Sotiris Karabetsos
2014
Using Audio Books for Training a Text-to-Speech System
Aimilios Chalamandaris
|
Pirros Tsiakoulis
|
Sotiris Karabetsos
|
Spyros Raptis
Proceedings of the Ninth International Conference on Language Resources and Evaluation (LREC'14)
Creating new voices for a TTS system often requires a costly procedure of designing and recording an audio corpus, a time consuming and effort intensive task. Using publicly available audiobooks as the raw material of a spoken corpus for such systems creates new perspectives regarding the possibility of creating new synthetic voices quickly and with limited effort. This paper addresses the issue of creating new synthetic voices based on audiobook data in an automated method.
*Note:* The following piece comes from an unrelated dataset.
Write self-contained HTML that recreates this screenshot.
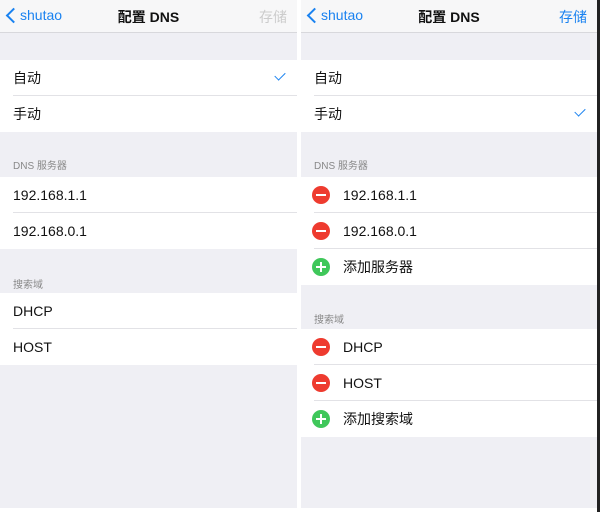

As an audiobook includes several types of speech, such as narration, character playing etc., special care is given in identifying the data subset that leads to a more neutral and general purpose synthetic voice. The main goal is to identify and address the effect the audiobook speech diversity on the resulting TTS system. Along with the methodology for coping with this diversity in the speech data, we also describe a set of experiments performed in order to investigate the efficiency of different approaches for automatic data pruning. Further plans for exploiting the diversity of the speech incorporated in an audiobook are also described in the final section and conclusions are drawn.